In fact, I’ve been made to feel less than ideal for most of my career working in an industry that continues to prioritize the stories and perspectives of maleness and whiteness. In the early 90s in Toronto, when I got my first agent, someone looking like me didn’t get to audition for leading roles that insisted on women being “drop-dead gorgeous” – which was often code for white. Instead, I joined the same group of Asian women in the waiting room competing for nameless roles such as Nurse. Reporter #3. Immigrant. Refugee-Speaking-Broken-English. Victim.
Then I met my first mentor. Some of you may know Jean Yoon as the star of Kim’s Convenience, in her award-winning performance as Umma. Back in 1996, Jean cast me in the workshop of her multimedia play, The Yoko Ono Project, which she produced through her company, Loud Mouth Asian Babes. When we worked together to produce the premiere, Jean taught me how to be a Loud Mouth Asian Babe. I mean, you don’t challenge the status quo by being a “Quiet-and-Deferential-Asian-Wallflower” – particularly when Jean hands you the task of negotiating with Yoko Ono’s hard-nosed New York lawyer for the rights to use Yoko and John’s music and images.
It was Jean who made me understand that we’re not competing with other actors in the room, but with what’s inside the director’s male white head. (And yes, nearly 30 years later, they’re still mostly male, and mostly white.) That a win by a woman of colour in a significant role is a win for all of us, because one more role representing racialized women is one more disruption of the system. That we need to share with each other the opportunities that are out there, because the more women with skills and talent filling that waiting room, the less they’re able to deny that we exist. That by working together and holding each other up, we become undeniable.
So it’s no coincidence that it was a black woman, April Reign, who coined the #OscarsSoWhite hashtag. And it’s no coincidence that another black woman, Tarana Burke, started the #MeToo movement. Here in Vancouver, yet another black woman, Diane Roberts, mentored me in expanding my sense of community. Through Diane, I was given the opportunity to collaborate with Indigenous artists as part of her artistic directorship at Urban Ink Productions – a company with an intercultural mandate founded by the awesomely talented, Métis filmmaker and playwright, Marie Clements. Another mentor.

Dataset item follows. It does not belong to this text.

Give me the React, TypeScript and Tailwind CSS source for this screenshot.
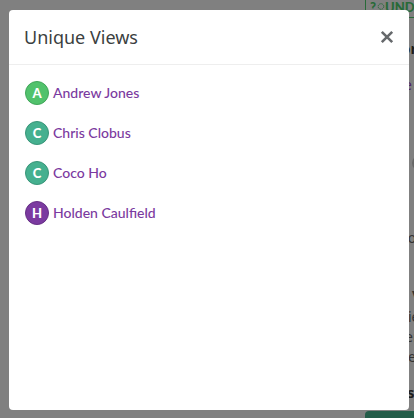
type Viewer = {
  name: string;
  color: string;
};

const viewers: Viewer[] = [
  { name: "Andrew Jones", color: "bg-[#51c26c] border-[#41a65a]" },
  { name: "Chris Clobus", color: "bg-[#45b08f] border-[#399579]" },
  { name: "Coco Ho", color: "bg-[#45b08f] border-[#399579]" },
  { name: "Holden Caulfield", color: "bg-[#7b3aa0] border-[#663085]" },
];

// The page that stays dimmed behind the modal
function Backdrop() {
  return (
    <div className="flex h-full justify-end overflow-hidden bg-[#808080]">
      <div className="w-[49px] shrink-0 whitespace-nowrap font-['Noto_Sans',sans-serif] text-[14px] leading-5 text-[#333]">
        <div className="flex h-[18px] items-start border-b border-l border-[#286a38] pl-1 font-[Lato,sans-serif] text-[13px] font-black leading-[15px] text-[#286a38]">
          <span>?</span>
          <svg viewBox="0 0 8 12" className="mt-[3px] ml-px h-3 w-2 shrink-0" fill="none" stroke="currentColor">
            <circle cx="4" cy="3.5" r="2.8" strokeDasharray="1.5 .7" />
            <path d="M3 8h2" />
          </svg>
          <span>UNDE</span>
        </div>
        <div className="h-[20px]"></div>
        <div className="pl-[36px] text-[15px] font-bold text-[#1d1d1d]">or</div>
        <div className="mt-[17px] pl-[39px] text-[#50266a]">e</div>
        <div className="mt-[60px] ml-[47px] size-4 rounded-full bg-[#666]"></div>
        <div className="mt-[57px] pl-[38px]"><span className="-ml-[2px]">co</span></div>
        <div className="mt-[36px] pl-[47px] font-bold">v</div>
        <div className="mt-[3px] pl-[43px]">ie</div>
        <div className="pl-[40px]">er</div>
        <div className="pl-[43px]">e</div>
        <div className="mt-[15px] pl-[42px] text-[15px] font-bold text-[#1d1d1d]">s</div>
        <div className="mt-[9px] h-8 w-20 rounded bg-[#245c49]"></div>
      </div>
    </div>
  );
}

function CloseIcon() {
  return (
    <svg viewBox="0 0 14 14" className="size-[14px]" fill="none" stroke="currentColor" strokeWidth="2.6">
      <path d="M1.8 1.8l10.4 10.4M12.2 1.8L1.8 12.2" />
    </svg>
  );
}

function ViewerRow({ name, color }: Viewer) {
  return (
    <li className="flex h-6 items-center gap-1">
      <span
        className={`flex size-6 items-center justify-center rounded-full border pt-px text-[13px] leading-none font-black text-white ${color}`}
      >
        {name[0]}
      </span>
      <a href="#" className="pb-px text-[14px] leading-5 font-medium text-[#7b3aa0]">
        {name}
      </a>
    </li>
  );
}

function App() {
  return (
    <div className="relative h-screen overflow-hidden font-[Lato,sans-serif]">
      <Backdrop />
      <div className="absolute top-[10px] left-[9px] flex h-[400px] w-[400px] flex-col rounded bg-white">
        <div className="flex h-[55px] shrink-0 items-center justify-between border-b border-[#eeeeee] pr-[15px] pl-[15px]">
          <h2 className="font-['Noto_Sans',sans-serif] text-[18px] text-[#3c3f41]">
            Unique Views
          </h2>
          <button className="cursor-pointer text-[#66696c]">
            <CloseIcon />
          </button>
        </div>
        <ul className="flex flex-col gap-4 px-4 py-4">
          {viewers.map((viewer) => (
            <ViewerRow key={viewer.name} {...viewer} />
          ))}
        </ul>
      </div>
    </div>
  );
}

export default App;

These are just a few of the countless courageous and undeniable women of colour who have fought for ALL women to have a voice, whose grit and sacrifices made it possible for me to accept this award, and who inspire me to do my part in tearing down the walls of systemic racism and the white patriarchy.
So…I’d like to suggest that perhaps success isn’t measured by how much money you make, but by how much good you do with it.
Perhaps success isn’t measured by the length of your IMDB credits, but by the depth of your respect for every single person you encounter, no matter what their gender.
And finally, perhaps success isn’t measured by a man’s subjective estimation of a woman’s appearance, but by the number of men intimidated by her insistence on speaking truth to power. I’ve been told that by that metric, I’m incredibly successful.
The reality is, International Women’s Day is only one day; the other 364 days still belong to men.
#Nevertheless She Persisted.
#Nevertheless We – all of us – must persist.